E aqui vem outra história da qual gosto de lembrar, que tem a ver com a minha relação com os livros. Costumava folhear meus volumes preferidos da coleção Mundo da Criança e lembro das ilustrações, mais do que dos títulos das histórias. Também havia a coleção Ipilivro, cujos livros com histórias infantis do Erico Verissimo eram distribuídos por uma rede de postos de gasolina. Eu nunca li aquelas histórias quando criança, pois não entendia a letra minúscula. O tempo passou e elas não me interessavam mais. Depois, já mãe e professora, conheci as histórias dos Três porquinhos pobres, da Rosa Maria no castelo encantado, do Urso com música na barriga e das Aventuras do avião vermelho. Eu me divertia lendo com e para as crianças e pensava: o que eu perdi?! Hoje vejo que poder sentar e ler para as crianças é um privilégio e tenho certeza que é uma das coisas de que as professoras da Projeto mais sentem falta! Que bom é poder mostrar as letras aos pouquinhos, permitir que as crianças desvendem o título da história. Ler e parar de vez em quando para ver se entendem o que se passa com este ou aquele personagem. Incentivar a que reflitam e imaginem o que significa determinada palavra? Poder estar pertinho quando a história é de suspense e alguém fica com medo. Interromper a história quando algo de muito importante está por acontecer, para que tenham vontade de ouvir o capítulo seguinte no outro dia.

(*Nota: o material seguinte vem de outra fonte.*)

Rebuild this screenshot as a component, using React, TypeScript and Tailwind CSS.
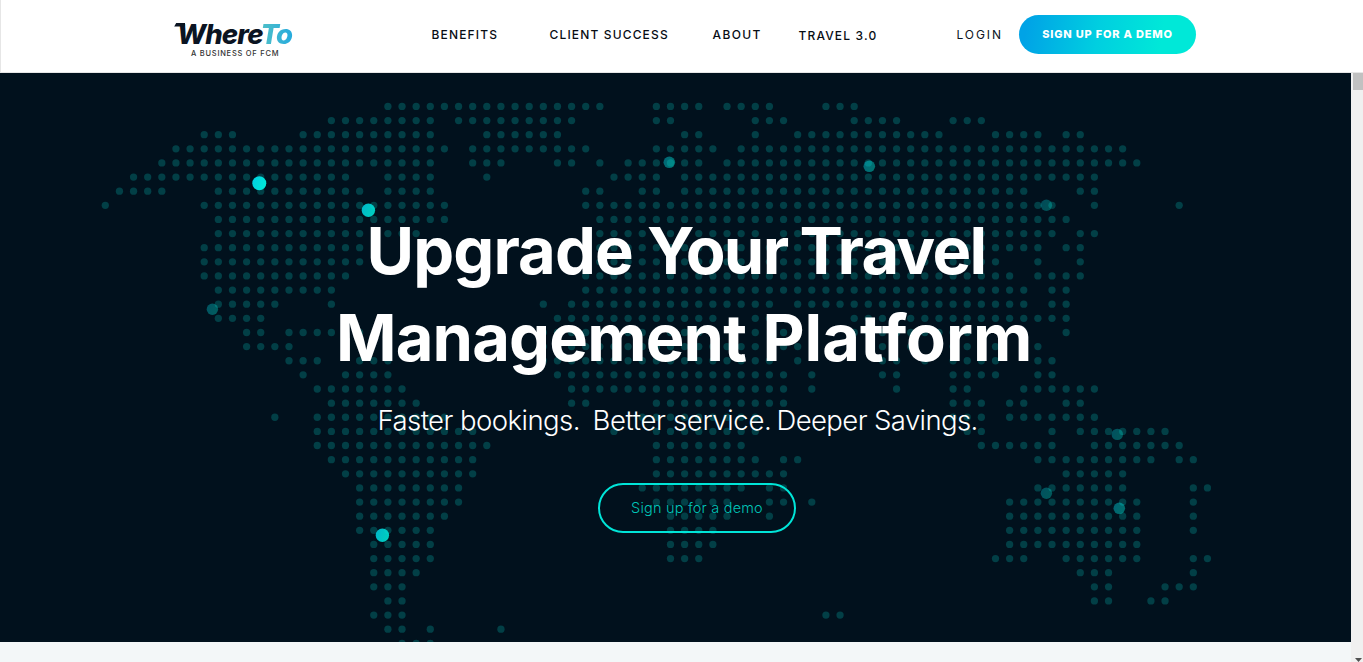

Por essas e por outras, manter de longe o gosto de aprender e a inquietação na busca por respostas tem sido o nosso maior desafio. É o que tem nos mobilizado no momento e estamos todos(as) envolvidos(as) em como adaptar atividades que faríamos, olho no olho, com as crianças. Não conseguiremos sozinhos(as) observar suas reações e incentivá-las a escrever como pensam, propondo, a partir daí, outros desafios. Precisaremos do olhar de quem estiver por perto, pois não estaremos ali para acompanhar cada criança, conhecer as letras que está usando ou lembrar sobre o traçado desta ou daquela letra.
Tampouco temos respostas prontas sobre o que vai acontecer daqui a alguns meses ou sobre a melhor forma de desenvolver virtualmente determinados conteúdos com as crianças. Mas sabemos bem o que queremos para essa fase de alfabetização: que a aprendizagem não seja um sofrimento e que aquilo que estão produzindo agora – escrevendo, por exemplo, HATO (para GATO), BBLT (para BORBOLETA), ELICOPITOR (para HELICÓPTERO), CVLO (para CAVALO) ou AO (para COLA) – seja visto e valorizado, não se perdendo esse percurso precioso que revela a lógica de cada criança.
E, de novo, vem a imagem da ponte através de uma história infantil justamente intitulada “A ponte” (2), que conta sobre dois vizinhos que têm suas casas separadas por um rio. Um deles acaba construindo uma ponte e os dois se beneficiam dessa proximidade. Talvez esteja aí uma saída para que esta quarentena seja mais suave para nossas crianças, no sentido de elas trilharem o melhor caminho possível de aprendizagem: intercambiar nossos conhecimentos. Por mais que nos pareça difícil neste momento, acreditamos que pode ser mais tranquilo se família e escola construírem, em parceria, as alternativas.
(1)Coordenadora da Projeto.
(2)Autor Eliandro Rocha, Ed. Callis, 2013.